I have decided to start a new public service, and I thought would announce it in this space to attract new customers. Come Arbor Day, or a week from Michaelmas, which ever comes first, I will start the “Certificates of Real Authenticity Program” to issue Certificates of Authenticity to anybody who needs one.

 

Certificates of Authenticity, or COAs as they were known during the Wars of the Roses, serve an important and necessary need in the community. Without a Certificate of Authenticity, how could you be sure that the Chef Bob Deluxe Chopper Upper that you ordered from the infomercial or the blueprint you bought on eBay showing Leonardo Da Vinci’s plans for a steam powered blimp are authentic and not just some fly‑by‑night scheme to separate you from your money? You couldn’t and that’s the point.

 

Certificates of Authenticity offer peace of mind in troubled times. Think of Certificates of Authenticity as small, paper security blankets.

 

Currently, Certificates of Authenticity are only available from people selling things of dubious value. Exactly what legitimacy attaches to a certificate issued by such people is questionable, but apparently it is a great selling point. COAs accompany all manner of things, but faux gems, coins, and art works of various types seem to be the most certified.

 

I hold that the potential market is broader than that. Take for example lemons. Say lemons cost four for a dollar. If I offer a Certificate of Authenticity with each piece of citrus, doubtless the price would go up. The document would certify the fruit’s authenticity as a lemon so that the buyer would have written assurance that he was not getting stuck with a bag of kumquats.

 

But anybody can tell the difference between a lemon and a kumquat you said. Not so fast. What with the miracles wrought by computer, lasers, plastic surgery and Hollywood special effects there is very little in this world you can count on these days. If you had a Certificate of Authenticity for your lemons, and they turned out to be kumquats, you would have something to fall back on, or at least wrap the peels in. Think of the peace of mind.

 

Those are just some of the things I could certify. I’m sure I’ll think of more.
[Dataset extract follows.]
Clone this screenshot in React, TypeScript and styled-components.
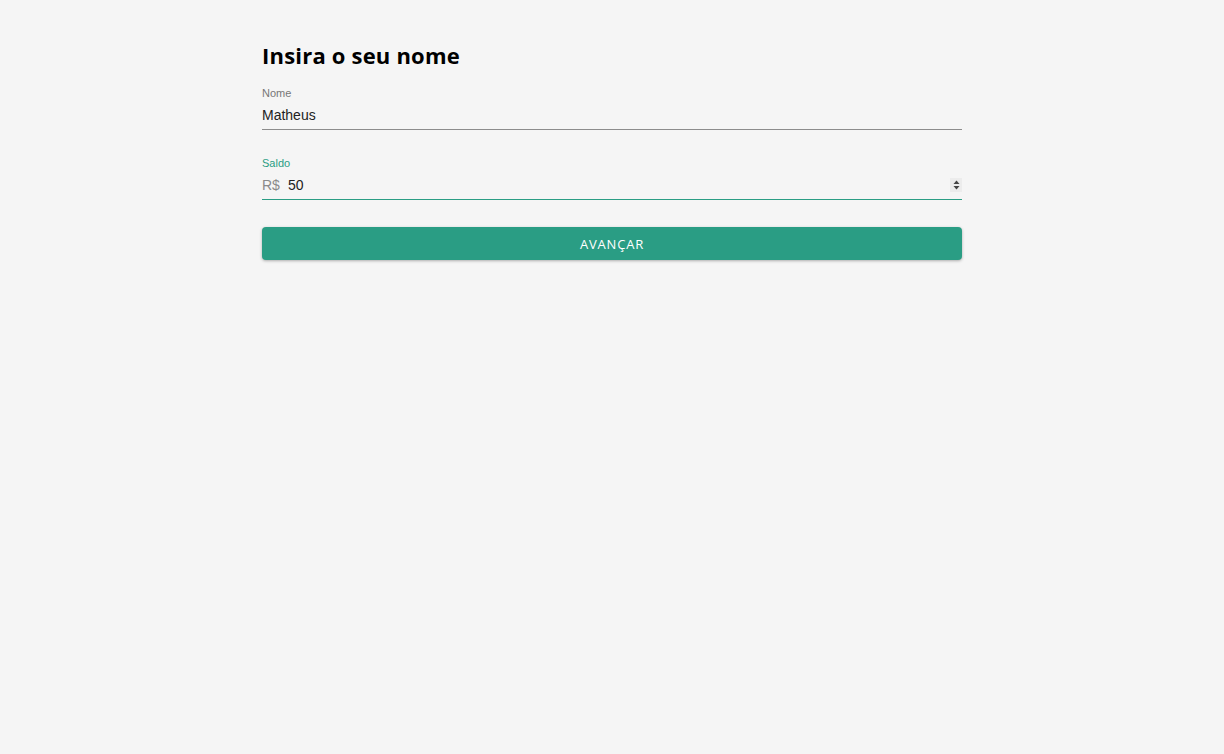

Certainly many politicians could use a certificate certifying that they were really as loopy as they sound when they make speeches.

 

Once the requests come rolling in, I’m going to get a new printer so the certificates can be done in a kaleidoscope of colors with great graphics and Old English letters. It’s a well known true fact (Dr. Murney. Das Facten Wel Knowen. Berlin; 1923) that anything certified to in Old English letters is even more authentically authentic.